How Long Does it Take the Social Security Administration to Decide My Application for Disability Benefits?

Social Security Benefit Claim REJECTEDIf you are like most people applying for social security disability, you would much rather be working.  But, because of your medical condition you are simply unable to hold down a full-time job anymore.  As such, waiting for the Social Security Administration to decide your case can seem painfully long. Extended wait times often create additional financial and emotional stress on a family. But, unfortunately, the majority of applicants can expect to wait for almost two years before receiving a final decision on their claim.
Typically, an application for SSDI or SSI benefits begins at your local Social Security Administration field office. You can also apply online at www.ssa.gov/disabilityssi/. Your local office will assist you in completing the initial application and will gather the necessary information about your work history and medical conditions to make an initial decision. One can expect an initial decision on their disability application to take approximately 2-3 months. Statistically, the majority of claims are denied at this initial level. In South Carolina, approximately 69% of all applicants are denied at the initial level.

What if I Am Denied?

If denied at the first level, the applicant has sixty days to begin the appeal process. There are four stages of the appeals process. The first step is a request for reconsideration. At this level, an applicant has the opportunity to submit additional evidence about their case and the file is reviewed by a different DDS (disability determination services) examiner. The denial rate at this level is even greater than that at the initial level with approximately 13% of all cases in South Carolina approved at this level. If denied at this first level of appeal, an applicant is given 60 more days to appeal the decision and request a hearing before an Administrative Law Judge (ALJ). At this third level, your case is assigned to an ALJ at the Office of Disability and Adjudication Review (ODAR).

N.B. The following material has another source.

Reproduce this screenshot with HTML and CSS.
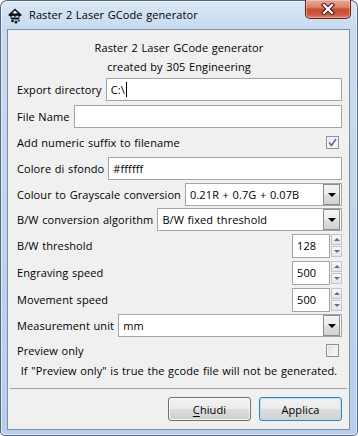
FILE: index.html
```html
<!DOCTYPE html>
<html lang="en">
<head>
    <meta charset="UTF-8">
    <title>Raster 2 Laser GCode generator</title>
    <link rel="stylesheet" href="styles.css">
</head>
<body>
    <div class="window">
        <div class="titlebar">
            <svg class="app-icon" width="16" height="16" viewBox="0 0 16 16">
                <path d="M8 0.5 L15 7 L12 9 L10 7.5 L8 9 L6 7.5 L4 9 L1 7 Z" fill="#111"/>
                <path d="M8 2.5 L11 5.5 L9.2 5 L8 6 L6.8 5 L5 5.5 Z" fill="#fff"/>
                <path d="M3 9.5 L13 9.5 L11.5 11.5 L4.5 11.5 Z" fill="#111"/>
                <circle cx="5.5" cy="13" r="1.3" fill="#111"/>
                <circle cx="9" cy="14" r="1.5" fill="#111"/>
                <circle cx="12" cy="12.5" r="0.9" fill="#111"/>
            </svg>
            <span class="title">Raster 2 Laser GCode generator</span>
            <div class="close-btn">
                <svg width="14" height="12" viewBox="0 0 14 12">
                    <path d="M3 2 L11 10 M11 2 L3 10" stroke="#3a1a14" stroke-width="4.2" stroke-linecap="square"/>
                    <path d="M3 2 L11 10 M11 2 L3 10" stroke="#fff" stroke-width="2.2" stroke-linecap="square"/>
                </svg>
            </div>
        </div>

        <div class="client">
            <div class="form">
                <div class="intro">
                    <div>Raster 2 Laser GCode generator</div>
                    <div>created by 305 Engineering</div>
                </div>

                <!-- Text fields -->
                <div class="row">
                    <span class="label">Export directory</span>
                    <div class="field">C:\<span class="caret"></span></div>
                </div>
                <div class="row row-file">
                    <span class="label">File Name</span>
                    <div class="field"></div>
                </div>
                <div class="row">
                    <span class="label">Add numeric suffix to filename</span>
                    <span class="checkbox checked">
                        <svg width="9" height="9" viewBox="0 0 9 9"><path d="M1 4.5 L3.5 7.5 L8 1" fill="none" stroke="#5a6f9c" stroke-width="1.6"/></svg>
                    </span>
                </div>
                <div class="row">
                    <span class="label">Colore di sfondo</span>
                    <div class="field">#ffffff</div>
                </div>

                <!-- Combos -->
                <div class="row">
                    <span class="label">Colour to Grayscale conversion</span>
                    <div class="field combo">
                        <span class="combo-text">0.21R + 0.7G + 0.07B</span>
                        <span class="combo-btn"><span class="arrow-down"></span></span>
                    </div>
                </div>
                <div class="row row-bw">
                    <span class="label">B/W conversion algorithm</span>
                    <div class="field combo">
                        <span class="combo-text">B/W fixed threshold</span>
                        <span class="combo-btn"><span class="arrow-down"></span></span>
                    </div>
                </div>

                <!-- Spin boxes -->
                <div class="row">
                    <span class="label">B/W threshold</span>
                    <div class="spin">
                        <div class="spin-box">128</div>
                        <div class="spin-arrows">
                            <span class="spin-btn"><span class="tri-up"></span></span>
                            <span class="spin-btn"><span class="tri-down"></span></span>
                        </div>
                    </div>
                </div>
                <div class="row row-spin">
                    <span class="label">Engraving speed</span>
                    <div class="spin">
                        <div class="spin-box">500</div>
                        <div class="spin-arrows">
                            <span class="spin-btn"><span class="tri-up"></span></span>
                            <span class="spin-btn"><span class="tri-down"></span></span>
                        </div>
                    </div>
                </div>
                <div class="row row-spin">
                    <span class="label">Movement speed</span>
                    <div class="spin">
                        <div class="spin-box">500</div>
                        <div class="spin-arrows">
                            <span class="spin-btn"><span class="tri-up"></span></span>
                            <span class="spin-btn"><span class="tri-down"></span></span>
                        </div>
                    </div>
                </div>

                <div class="row">
                    <span class="label">Measurement unit</span>
                    <div class="field combo">
                        <span class="combo-text">mm</span>
                        <span class="combo-btn"><span class="arrow-down"></span></span>
                    </div>
                </div>
                <div class="row row-check">
                    <span class="label">Preview only</span>
                    <span class="checkbox"></span>
                </div>
                <div class="note">If "Preview only" is true the gcode file will not be generated.</div>
            </div>

            <div class="separator"></div>

            <div class="buttons">
                <button class="btn"><u>C</u>hiudi</button>
                <button class="btn btn-default">Applica</button>
            </div>
        </div>
    </div>
</body>
</html>
```

FILE: styles.css
```css
:root {
    --client-bg: #f0f0f0;
    --field-border: #a5a5a5;
    --text: #000000;
}

body {
    margin: 0;
    font-family: 'Open Sans', 'Liberation Sans', sans-serif;
    font-size: 11px;
    letter-spacing: 0.1px;
    word-spacing: 0.6px;
    color: var(--text);
    background: #ffffff;
}

.window {
    width: 358px;
    height: 436px;
    box-sizing: border-box;
    display: flex;
    flex-direction: column;
    padding: 0 8px 6px 7px;
    border-radius: 7px 7px 5px 5px;
    background: linear-gradient(to bottom, #dae7f5 0, #c9dbf0 28px, #bcd3ee 60%, #b6cfec 100%);
    box-shadow: inset 0 0 0 1px #55687e, inset 0 0 0 2px rgba(255, 255, 255, 0.55);
}

/* Title bar */
.titlebar {
    height: 29px;
    display: flex;
    align-items: flex-start;
    flex-shrink: 0;
}

.app-icon {
    margin-top: 8px;
}

.title {
    margin-left: 6px;
    margin-top: 7px;
    font-size: 11px;
    line-height: 16px;
}

.close-btn {
    margin-left: auto;
    margin-right: -1px;
    width: 44px;
    height: 18px;
    display: flex;
    align-items: center;
    justify-content: center;
    border: 1px solid #5e2219;
    border-top: none;
    border-radius: 0 0 5px 5px;
    background: linear-gradient(to bottom, #e9a99b 0, #dc8069 40%, #c74a32 52%, #cf5a40 80%, #e2806a 100%);
    box-shadow: inset 0 0 0 1px rgba(255, 220, 210, 0.45);
}

/* Client area */
.client {
    flex: 1;
    display: flex;
    flex-direction: column;
    background: var(--client-bg);
    border: 1px solid #7d8fa6;
}

.form {
    display: flex;
    flex-direction: column;
    gap: 3px;
    padding: 8px 7px 0 8px;
}

.intro {
    text-align: center;
    line-height: 19px;
    margin-bottom: -1px;
}

.row {
    height: 23px;
    display: flex;
    align-items: center;
    gap: 4px;
}

.row-file {
    margin-top: 1px;
}

.row-bw {
    margin-top: -1px;
}

.row-spin {
    margin-top: 1px;
}

.row-check {
    height: 21px;
}

.label {
    white-space: nowrap;
    padding-left: 1px;
}

.field {
    flex: 1;
    height: 23px;
    box-sizing: border-box;
    display: flex;
    align-items: center;
    padding-left: 4px;
    background: #ffffff;
    border: 1px solid var(--field-border);
}

.caret {
    display: inline-block;
    width: 1px;
    height: 15px;
    margin-left: 1px;
    background: #000000;
}

/* Combo box */
.combo {
    padding-right: 1px;
}

.combo-text {
    flex: 1;
}

.combo-btn {
    width: 15px;
    height: 19px;
    display: flex;
    align-items: center;
    justify-content: center;
    border: 1px solid #8d8d8d;
    background: linear-gradient(to bottom, #f4f4f4 0, #ececec 50%, #dedede 51%, #d2d2d2 100%);
}

.arrow-down {
    width: 0;
    height: 0;
    border-left: 4px solid transparent;
    border-right: 4px solid transparent;
    border-top: 4px solid #000000;
    margin-top: 1px;
}

/* Checkbox */
.checkbox {
    margin-left: auto;
    margin-right: 3px;
    width: 13px;
    height: 13px;
    box-sizing: border-box;
    display: flex;
    align-items: center;
    justify-content: center;
    border: 1px solid #8f8f8f;
    background: linear-gradient(135deg, #dcdcdc 0, #f0f0f0 60%, #fbfbfb 100%);
    box-shadow: inset 0 0 0 1px #f4f4f4;
}

.checkbox.checked {
    background: linear-gradient(135deg, #e4e6ec 0, #f4f5f8 70%);
}

/* Spin box */
.spin {
    margin-left: auto;
    display: flex;
    align-items: center;
    height: 24px;
}

.spin-box {
    width: 38px;
    height: 24px;
    box-sizing: border-box;
    padding-left: 4px;
    display: flex;
    align-items: center;
    background: #ffffff;
    border: 1px solid var(--field-border);
}

.spin-arrows {
    display: flex;
    flex-direction: column;
    gap: 1px;
    margin-left: 1px;
    width: 11px;
}

.spin-btn {
    height: 11px;
    box-sizing: border-box;
    display: flex;
    align-items: center;
    justify-content: center;
    border: 1px solid #c5c5c5;
    background: linear-gradient(to bottom, #f7f7f7, #e6e6e6);
}

.tri-up, .tri-down {
    width: 0;
    height: 0;
    border-left: 3px solid transparent;
    border-right: 3px solid transparent;
}

.tri-up {
    border-bottom: 3px solid #5d6f95;
}

.tri-down {
    border-top: 3px solid #5d6f95;
}

.note {
    margin-top: -3px;
    line-height: 20px;
    text-align: center;
}

.separator {
    margin: 7px 2px 0;
    height: 1px;
    background: #a0a0a0;
}

/* Buttons */
.buttons {
    display: flex;
    justify-content: flex-end;
    gap: 8px;
    padding: 8px 7px 0 0;
}

.btn {
    width: 83px;
    height: 24px;
    font-family: inherit;
    font-size: 11px;
    letter-spacing: inherit;
    color: #000000;
    border: 1px solid #707070;
    border-radius: 3px;
    background: linear-gradient(to bottom, #f2f2f2 0, #ebebeb 50%, #dddddd 51%, #cfcfcf 100%);
    box-shadow: inset 0 0 0 1px rgba(255, 255, 255, 0.7);
    padding: 0;
}

.btn u {
    text-decoration-thickness: 1px;
    text-underline-offset: 2px;
}

.btn-default {
    border-color: #3c7fb1;
    box-shadow: inset 0 0 0 1px #b6e2f9;
}
```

Due in large part to the high volume of cases being referred to ALJs, the wait time for a hearing before an ALJ can be a year or more.  According to recent statistics provided by the Social Security Administration, the wait time for hearings in the Greenville South Carolina ODAR office was 16 months. While there are ways to speed up a hearing date such as writing a dire need letter or requesting an on-the-record review, the majority of applicants can expect to wait anywhere from 12-16 months for a hearing. During this time, it is important to continue all necessary medical treatment with your doctors as you are allowed the opportunity to submit new and additional medical records and other evidence to support your claim.

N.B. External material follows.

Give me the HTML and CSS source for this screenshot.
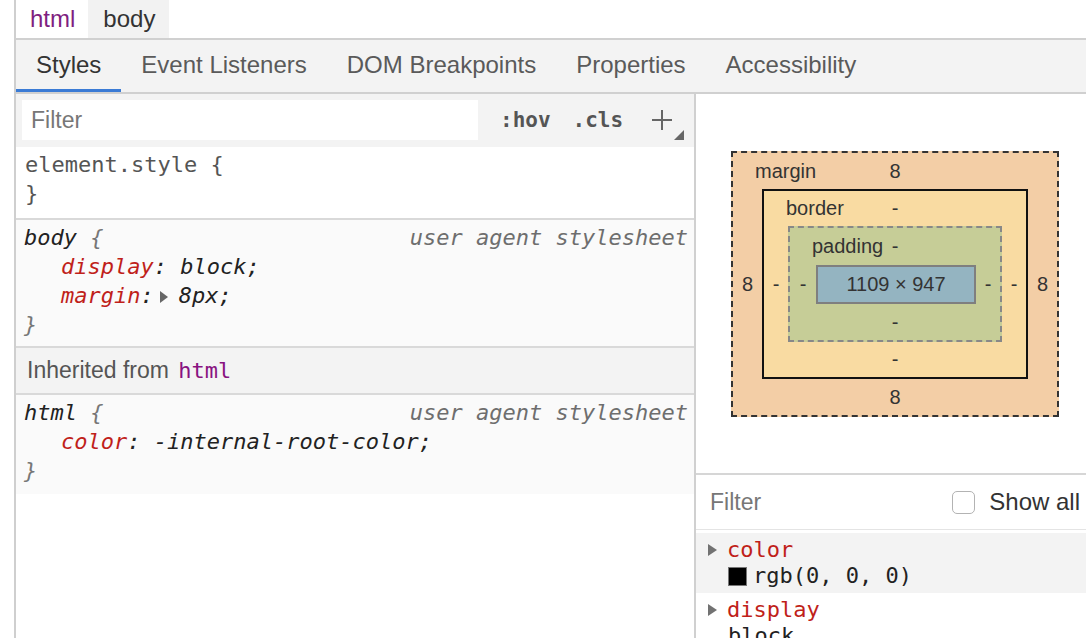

At the hearing, you will have the opportunity to tell the ALJ about your medical conditions and symptoms. The ALJ will review your medical records, work history, and the reasons why your application for disability was initially denied. Generally speaking, a decision from the ALJ takes approximately 60-90 days. If denied at the hearing level, an applicant has the right to appeal their case further to the Social Security Administration Appeals Council. The Appeals Council can uphold the ALJ’s decision, or it can reverse or modify the decision. The Appeals Council may also decide to send the case back to the ALJ for a new hearing. Finally, if an applicant still disagrees with the decision, the case can be appealed to the federal district court.

While there are many factors that affect the timing of a disability decision, good legal advice can help an individual be well prepared for the application process.